- What you will do -
Copy each line exactly. Drop every picture.

Front-end source files:
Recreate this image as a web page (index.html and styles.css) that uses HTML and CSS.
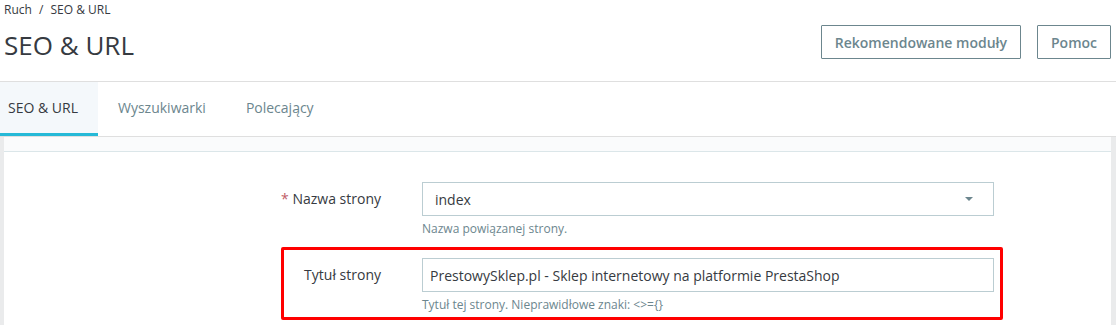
FILE: index.html
```html
<!DOCTYPE html>
<html lang="pl">
<head>
<meta charset="UTF-8" />
<title>SEO &amp; URL</title>
<link rel="stylesheet" href="styles.css">
</head>
<body>

<div class="page-head">
  <div class="breadcrumb">Ruch <span class="sep">/</span> SEO &amp; URL</div>
  <div class="title-row">
    <h1 class="page-title">SEO &amp; URL</h1>
    <div class="toolbar">
      <button class="btn-outline">Rekomendowane moduły</button>
      <button class="btn-outline">Pomoc</button>
    </div>
  </div>
</div>

<div class="tabs">
  <a class="tab active">SEO &amp; URL</a>
  <a class="tab">Wyszukiwarki</a>
  <a class="tab">Polecający</a>
</div>

<div class="content">
  <div class="card">
    <div class="card-header"></div>
    <div class="card-body">
      <div class="form-row">
        <label class="form-label"><span><span class="required">*</span> Nazwa strony</span></label>
        <div class="form-field">
          <div class="select">
            <span>index</span>
            <span class="caret"></span>
          </div>
          <div class="help">Nazwa powiązanej strony.</div>
        </div>
      </div>
      <div class="form-row highlight">
        <label class="form-label"><span>Tytuł strony</span></label>
        <div class="form-field">
          <input class="text-input" type="text" value="PrestowySklep.pl - Sklep internetowy na platformie PrestaShop">
          <div class="help">Tytuł tej strony. Nieprawidłowe znaki: &lt;&gt;={}</div>
        </div>
      </div>
    </div>
  </div>
</div>

</body>
</html>
```

FILE: styles.css
```css
body {
  margin: 0;
  font-family: "Open Sans", "Liberation Sans", sans-serif;
  color: #363a41;
  background-color: #fff;
  overflow: hidden;
}
.page-head {
  padding: 2px 5px 0 4px;
  height: 79px;
}
.breadcrumb {
  font-size: 12px;
  line-height: 16px;
}
.breadcrumb .sep {
  margin: 0 4px;
}
.title-row {
  display: flex;
  justify-content: space-between;
  align-items: flex-start;
}
.page-title {
  margin: 9px 0 0;
  font-size: 26px;
  font-weight: 400;
  line-height: 36px;
}
.toolbar {
  display: flex;
  gap: 16px;
  margin-top: 7px;
}
.btn-outline {
  height: 34px;
  padding: 0 13px;
  border: 1px solid #6c868e;
  border-radius: 1px;
  background: #fff;
  color: #6c868e;
  font-family: inherit;
  font-size: 14px;
  font-weight: 600;
}
.tabs {
  display: flex;
  border-top: 1px solid #dfdfdf;
  border-bottom: 1px solid #dfdfdf;
  height: 54px;
}
.tab {
  display: flex;
  align-items: center;
  padding: 0 20px;
  font-size: 14px;
  color: #6c868e;
  border-bottom: 3px solid transparent;
}
.tab:first-child {
  padding-left: 8px;
}
.tab.active {
  color: #363a41;
  background-color: #f4f8fb;
  border-bottom-color: #25b9d7;
}
.content {
  background-color: #eaebec;
  padding: 0 5px 0 4px;
  height: 200px;
}
.card {
  background: #fff;
  height: 100%;
}
.card-header {
  height: 14px;
  background-color: #fafbfc;
  border-bottom: 1px solid #dbe6e9;
}
.card-body {
  padding: 19px 0 0 277px;
}
.form-row {
  display: grid;
  grid-template-columns: 138px 572px;
  width: 710px;
  padding: 8px 6px 4px 0;
  border: 3px solid transparent;
  border-radius: 2px;
  margin-bottom: 3px;
}
.form-row.highlight {
  border-color: #f00;
}
.form-label {
  display: flex;
  justify-content: flex-end;
  font-size: 14px;
  line-height: 34px;
  padding-right: 41px;
  white-space: nowrap;
}
.required {
  color: #c05c67;
}
.select {
  display: flex;
  justify-content: space-between;
  align-items: center;
  height: 34px;
  box-sizing: border-box;
  padding: 0 20px 0 12px;
  border: 1px solid #bbcdd2;
  font-size: 14px;
}
.caret {
  width: 0;
  height: 0;
  border-left: 4px solid transparent;
  border-right: 4px solid transparent;
  border-top: 4px solid #6c868e;
}
.text-input {
  display: block;
  width: 100%;
  height: 34px;
  box-sizing: border-box;
  padding: 0 7px;
  border: 1px solid #bbcdd2;
  border-radius: 0;
  font-family: inherit;
  font-size: 14px;
  color: #363a41;
}
.help {
  margin-top: 5px;
  font-size: 12px;
  line-height: 16px;
  color: #6c868e;
}
```
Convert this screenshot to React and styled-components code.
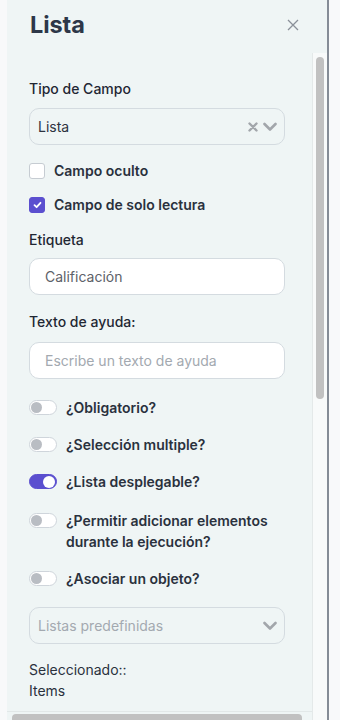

- Solution to the problem -
Recreate this image as a web page (index.html and styles.css) that uses HTML and CSS.
FILE: index.html
```html
<!DOCTYPE html>
<html lang="pl">
<head>
<meta charset="UTF-8" />
<title>SEO &amp; URL</title>
<link rel="stylesheet" href="styles.css">
</head>
<body>

<div class="page-head">
  <div class="breadcrumb">Ruch <span class="sep">/</span> SEO &amp; URL</div>
  <div class="title-row">
    <h1 class="page-title">SEO &amp; URL</h1>
    <div class="toolbar">
      <button class="btn-outline">Rekomendowane moduły</button>
      <button class="btn-outline">Pomoc</button>
    </div>
  </div>
</div>

<div class="tabs">
  <a class="tab active">SEO &amp; URL</a>
  <a class="tab">Wyszukiwarki</a>
  <a class="tab">Polecający</a>
</div>

<div class="content">
  <div class="card">
    <div class="card-header"></div>
    <div class="card-body">
      <div class="form-row">
        <label class="form-label"><span><span class="required">*</span> Nazwa strony</span></label>
        <div class="form-field">
          <div class="select">
            <span>index</span>
            <span class="caret"></span>
          </div>
          <div class="help">Nazwa powiązanej strony.</div>
        </div>
      </div>
      <div class="form-row highlight">
        <label class="form-label"><span>Tytuł strony</span></label>
        <div class="form-field">
          <input class="text-input" type="text" value="PrestowySklep.pl - Sklep internetowy na platformie PrestaShop">
          <div class="help">Tytuł tej strony. Nieprawidłowe znaki: &lt;&gt;={}</div>
        </div>
      </div>
    </div>
  </div>
</div>

</body>
</html>
```

FILE: styles.css
```css
body {
  margin: 0;
  font-family: "Open Sans", "Liberation Sans", sans-serif;
  color: #363a41;
  background-color: #fff;
  overflow: hidden;
}
.page-head {
  padding: 2px 5px 0 4px;
  height: 79px;
}
.breadcrumb {
  font-size: 12px;
  line-height: 16px;
}
.breadcrumb .sep {
  margin: 0 4px;
}
.title-row {
  display: flex;
  justify-content: space-between;
  align-items: flex-start;
}
.page-title {
  margin: 9px 0 0;
  font-size: 26px;
  font-weight: 400;
  line-height: 36px;
}
.toolbar {
  display: flex;
  gap: 16px;
  margin-top: 7px;
}
.btn-outline {
  height: 34px;
  padding: 0 13px;
  border: 1px solid #6c868e;
  border-radius: 1px;
  background: #fff;
  color: #6c868e;
  font-family: inherit;
  font-size: 14px;
  font-weight: 600;
}
.tabs {
  display: flex;
  border-top: 1px solid #dfdfdf;
  border-bottom: 1px solid #dfdfdf;
  height: 54px;
}
.tab {
  display: flex;
  align-items: center;
  padding: 0 20px;
  font-size: 14px;
  color: #6c868e;
  border-bottom: 3px solid transparent;
}
.tab:first-child {
  padding-left: 8px;
}
.tab.active {
  color: #363a41;
  background-color: #f4f8fb;
  border-bottom-color: #25b9d7;
}
.content {
  background-color: #eaebec;
  padding: 0 5px 0 4px;
  height: 200px;
}
.card {
  background: #fff;
  height: 100%;
}
.card-header {
  height: 14px;
  background-color: #fafbfc;
  border-bottom: 1px solid #dbe6e9;
}
.card-body {
  padding: 19px 0 0 277px;
}
.form-row {
  display: grid;
  grid-template-columns: 138px 572px;
  width: 710px;
  padding: 8px 6px 4px 0;
  border: 3px solid transparent;
  border-radius: 2px;
  margin-bottom: 3px;
}
.form-row.highlight {
  border-color: #f00;
}
.form-label {
  display: flex;
  justify-content: flex-end;
  font-size: 14px;
  line-height: 34px;
  padding-right: 41px;
  white-space: nowrap;
}
.required {
  color: #c05c67;
}
.select {
  display: flex;
  justify-content: space-between;
  align-items: center;
  height: 34px;
  box-sizing: border-box;
  padding: 0 20px 0 12px;
  border: 1px solid #bbcdd2;
  font-size: 14px;
}
.caret {
  width: 0;
  height: 0;
  border-left: 4px solid transparent;
  border-right: 4px solid transparent;
  border-top: 4px solid #6c868e;
}
.text-input {
  display: block;
  width: 100%;
  height: 34px;
  box-sizing: border-box;
  padding: 0 7px;
  border: 1px solid #bbcdd2;
  border-radius: 0;
  font-family: inherit;
  font-size: 14px;
  color: #363a41;
}
.help {
  margin-top: 5px;
  font-size: 12px;
  line-height: 16px;
  color: #6c868e;
}
```
Convert this screenshot to React and styled-components code.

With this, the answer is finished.